Zambia's first decade as LDC - Third United Nations Conference on Least Developed Countries - Statistical Data Included

UN Chronicle, June-August, 2001 by Nadja Schmeil

In May 2001, the European Union and the United Nations hosted the Third United Nations Conference on Least Developed Countries (LDCs) in Brussels, Belgium. Testimony to the continuously growing number of LDCs was Zambia's first-time participation as one of the 49 poorest countries in the world.

"There are certain benefits and certain expectations when you are regarded as a poor man", said Dr. Herrick Mpuku, Zambia's Permanent Secretary of Budget and Economic Affairs, during an interview before the Conference. Zambia, which became an LDC ten years ago, did not attend the first Conference and held observer status at the second.

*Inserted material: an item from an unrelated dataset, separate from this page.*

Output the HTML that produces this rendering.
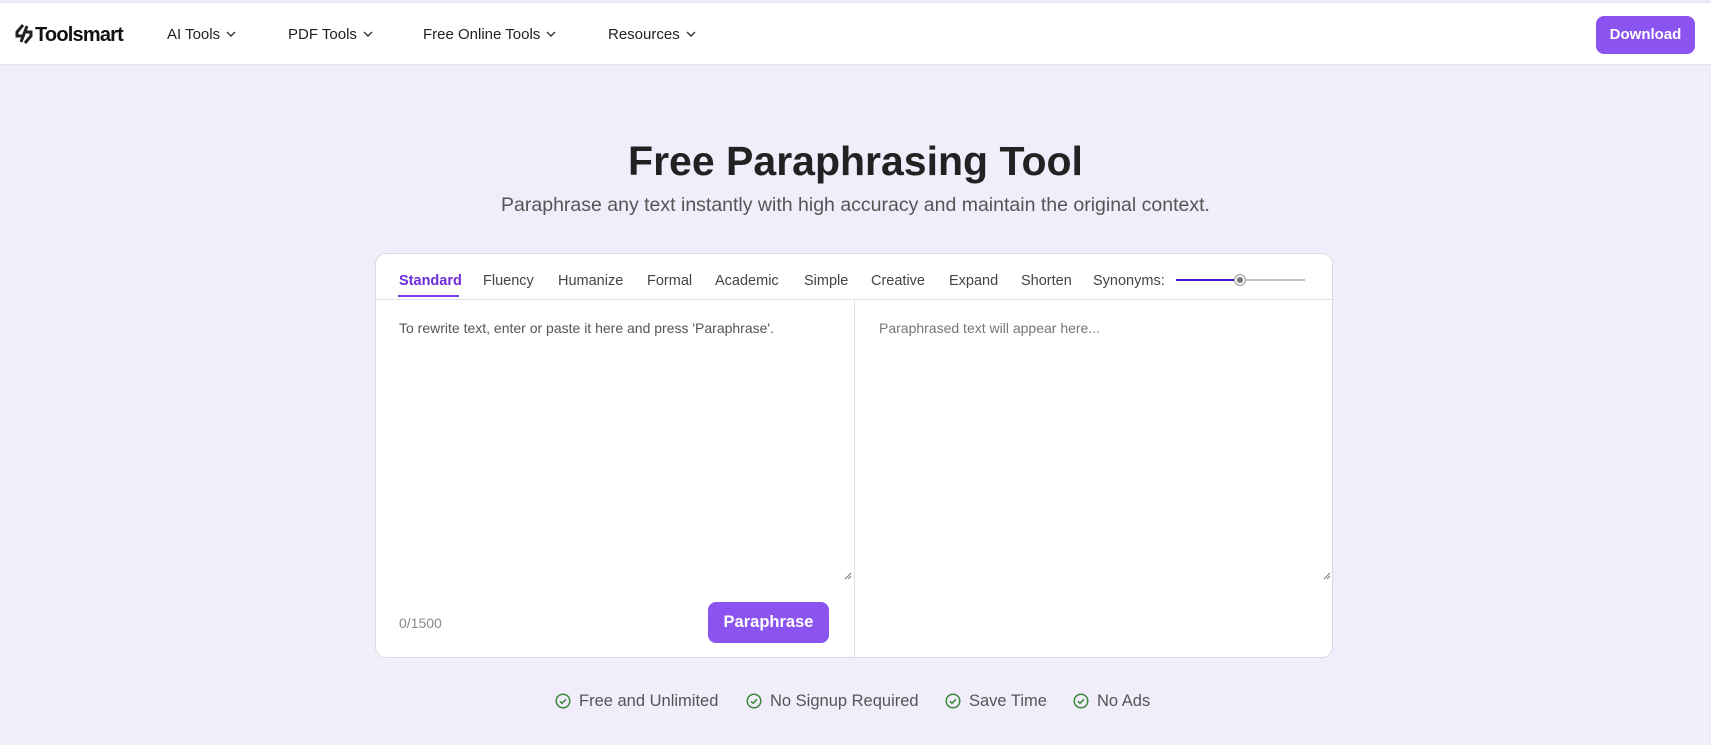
<!DOCTYPE html>
<html><head><meta charset="utf-8"><style>
*{box-sizing:border-box;margin:0;padding:0}
body{width:1711px;height:745px;overflow:hidden;background:#f1edfb;font-family:"Liberation Sans",sans-serif;color:#222;position:relative}
.nav{position:absolute;left:0;top:2px;width:1711px;height:63px;background:#fff;border-top:1px solid #e3e3e3;border-bottom:1px solid #e6e3ee}
.abs{position:absolute;white-space:nowrap}
.ni{font-size:15px;color:#222;top:23px}
.ni svg{margin-left:6px;vertical-align:2px}
.dl{left:1596px;top:13px;width:99px;height:38px;background:#8b54f0;border-radius:8px;color:#fff;font-weight:bold;font-size:15px;text-align:center;line-height:38px}
h1{position:absolute;left:0;width:1711px;top:138px;text-align:center;font-size:41px;font-weight:bold;color:#222}
.sub{left:0;width:1711px;top:194px;text-align:center;font-size:19.5px;color:#555}
.card{position:absolute;left:375px;top:253px;width:958px;height:405px;background:#fff;border:1px solid #dcdae2;border-radius:11px}
.tab{top:273px;font-size:14.5px;color:#444}
.feat{top:692px;font-size:16.5px;color:#555}
.feat svg{vertical-align:-3px;margin-right:8px}
</style></head><body>
<div class="nav">
 <div class="abs" style="left:14px;top:21px;font-weight:bold;font-size:20px;letter-spacing:-0.8px;color:#111">
  <svg width="20" height="20" viewBox="0 0 20 20" style="vertical-align:-3px;margin-right:1px"><path d="M9 1 L3 8 L3 12 L8 12 M11 19 L17 12 L17 8 L12 8 M13 2 L7 18" stroke="#222" stroke-width="3" fill="none"/></svg>Toolsmart</div>
 <div class="abs ni" style="left:167px">AI Tools<svg width="10" height="6"><path d="M1 1l4 4 4-4" stroke="#333" fill="none" stroke-width="1.4"/></svg></div>
 <div class="abs ni" style="left:288px">PDF Tools<svg width="10" height="6"><path d="M1 1l4 4 4-4" stroke="#333" fill="none" stroke-width="1.4"/></svg></div>
 <div class="abs ni" style="left:423px">Free Online Tools<svg width="10" height="6"><path d="M1 1l4 4 4-4" stroke="#333" fill="none" stroke-width="1.4"/></svg></div>
 <div class="abs ni" style="left:608px">Resources<svg width="10" height="6"><path d="M1 1l4 4 4-4" stroke="#333" fill="none" stroke-width="1.4"/></svg></div>
 <div class="abs dl">Download</div>
</div>
<h1>Free Paraphrasing Tool</h1>
<div class="abs sub">Paraphrase any text instantly with high accuracy and maintain the original context.</div>
<div class="card"></div>
<div class="abs tab" style="left:399px;color:#6d2bd9;font-weight:bold">Standard</div>
<div class="abs" style="left:398px;top:295px;width:61px;height:2px;background:#7b3ff0"></div>
<div class="abs tab" style="left:483px">Fluency</div>
<div class="abs tab" style="left:558px">Humanize</div>
<div class="abs tab" style="left:647px">Formal</div>
<div class="abs tab" style="left:715px">Academic</div>
<div class="abs tab" style="left:804px">Simple</div>
<div class="abs tab" style="left:871px">Creative</div>
<div class="abs tab" style="left:949px">Expand</div>
<div class="abs tab" style="left:1021px">Shorten</div>
<div class="abs tab" style="left:1093px">Synonyms:</div>
<div class="abs" style="left:1176px;top:279px;width:64px;height:2px;background:#4a16d6"></div>
<div class="abs" style="left:1240px;top:279px;width:65px;height:2px;background:#c4c4c4"></div>
<div class="abs" style="left:1234px;top:274px;width:12px;height:12px;border-radius:50%;background:#f4f4f4;border:1px solid #999"><div style="width:6px;height:6px;margin:2px;border-radius:50%;background:#777"></div></div>
<div class="abs" style="left:376px;top:299px;width:956px;height:1px;background:#e2e0e6"></div>
<div class="abs" style="left:854px;top:300px;width:1px;height:357px;background:#e2e0e6"></div>
<div class="abs" style="left:399px;top:320px;font-size:14px;color:#555">To rewrite text, enter or paste it here and press 'Paraphrase'.</div>
<div class="abs" style="left:879px;top:320px;font-size:14px;color:#777">Paraphrased text will appear here...</div>
<svg class="abs" style="left:844px;top:572px" width="8" height="8"><path d="M1 7L7 1M4 7L7 4" stroke="#777"/></svg>
<svg class="abs" style="left:1323px;top:572px" width="8" height="8"><path d="M1 7L7 1M4 7L7 4" stroke="#777"/></svg>
<div class="abs" style="left:399px;top:615px;font-size:14px;color:#888">0/1500</div>
<div class="abs" style="left:708px;top:602px;width:121px;height:41px;background:#8b54f0;border-radius:8px;color:#fff;font-weight:bold;font-size:16.5px;text-align:center;line-height:41px">Paraphrase</div>
<div class="abs feat" style="left:555px"><svg width="16" height="16"><circle cx="8" cy="8" r="6.8" stroke="#3d8a3a" stroke-width="1.5" fill="none"/><path d="M5 8.3l2 2 4-4" stroke="#3d8a3a" stroke-width="1.5" fill="none"/></svg>Free and Unlimited</div>
<div class="abs feat" style="left:746px"><svg width="16" height="16"><circle cx="8" cy="8" r="6.8" stroke="#3d8a3a" stroke-width="1.5" fill="none"/><path d="M5 8.3l2 2 4-4" stroke="#3d8a3a" stroke-width="1.5" fill="none"/></svg>No Signup Required</div>
<div class="abs feat" style="left:945px"><svg width="16" height="16"><circle cx="8" cy="8" r="6.8" stroke="#3d8a3a" stroke-width="1.5" fill="none"/><path d="M5 8.3l2 2 4-4" stroke="#3d8a3a" stroke-width="1.5" fill="none"/></svg>Save Time</div>
<div class="abs feat" style="left:1073px"><svg width="16" height="16"><circle cx="8" cy="8" r="6.8" stroke="#3d8a3a" stroke-width="1.5" fill="none"/><path d="M5 8.3l2 2 4-4" stroke="#3d8a3a" stroke-width="1.5" fill="none"/></svg>No Ads</div>
</body></html>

Expectations of increased socio-economic benefits fuelled the spirits at the commencement on 14 May of the Third United Nations Conference. At the opening session, Secretary-General Kofi Annan said, "we are here to consider what kind of support would be most useful to the people of the world's 49 least developed countries and to make sure that they get it".

Representatives at the Conference spanned LDCs, non-governmental organizations, Heads of State and multilateral institutions such as the World Bank, the World Trade Organization, Cisco Systems and Oxfam International. This diversity reflected the Conference's objective of including members of civil society, the private sector, as well as Governments, in the global dialogue.

Throughout the week, round-table discussions keyed in on topics which included migration and refugees, the business sector, the digital economy and youth. Thematic sessions highlighted issues such as education, international trade, energy, and human resources development and employment.

The Conference culminated in the production of a new Programme of Action report that aims to rectify the lack of implementation of policies proscribed by the Paris Programme of Action report, adopted at the Second LDC Conference in 1990. Main goals set by the Programme of Action for this new decade have been developed in a collaborative process between LDCs and their development partners, in line with UN goals for the new millennium.

The new report determines that "the overarching goal of the Programme of Action is to make substantial progress toward halving the proportion of people living in extreme poverty and suffering from hunger by 2015 and promote sustainable development of the LDCs". According to the report, LDCs hope to reach a minimum gross domestic product (GDP) growth rate of 7 per cent per year and increase the ratio of investment to GDP to 25 per cent per year. In order to reach this goal, participation from both the private sector and civil society is essential.

"LDCs are being bypassed by the process of globalization", the Progamme of Action points out. Political as well as economic developments have left LDCs at minimal development levels.

Among such persistent economic blockades are minimal financial resources, unsustainable debt burdens, falling commodity prices, complex trade barriers, lack of economic diversification and supply-side constraints. This is despite efforts made to follow economic reform programmes delineated in the 1990 Programme of Action. Reform activities included eliminating or reducing tariffs and similar trade barriers, liberalizing currency regimes, privatizing public enterprises, establishing and strengthening institutional and regulatory frameworks, and adopting liberal investment policies. The inability to reach these objectives, however, has contributed to the failure of the Action Programme of the past decade.

According to Dr. Mpuku, the Zambian Government, since becoming an LDC, has tried to keep its policies consistent in terms of macroeconomic structural reform, while its economic and social system has undergone tremendous change. "We had a very significant percentage of our business interests being run by State-owned companies", he said.

In 1991, 280 companies were State-owned and today there are only 30. Even in the context of sub-Saharan Africa's economic performance, Zambia's economic decline has been extreme. Real GDP per capita is estimated to have decreased more than 50 per cent since 1970. Zambia was a relatively rich country in the 1960s and 1970s, and it was during the 1970s that its "fortune started going wrong". Declining prices in copper--Zambia's main export--and reduced mineral exports pushed economic collapse. Import cost problems compounded the situation, destroying that country's fiscal position and plunging the economy into a crisis. "By the 1980s our problems became quite serious and we had to engage international financial institutions, such as the World Bank and the International Monetary Fund (IMF),to resolve those problems", Dr. Mpuku affirmed.

The situation improved during the early 1990s as a result of several policy shifts. In 1991, a new multiparty democratic government introduced a series of major economic reforms designed to transform the Zambian economy. A set of structural and institutional reforms was initiated, including reforms of agricultural marketing, a large privatization programme and reforms to the public sector. These policies were intended to stimulate growth, but Zambia's economic performance in the 1990s was disappointing, with GDP growth decreasing, driven by substantial declines in the mining, quarrying and manufacturing sectors. More troubling was the decline in certain social indicators. School enrolment dropped and the number of malnourished children and the under-five mortality rate rose substantially.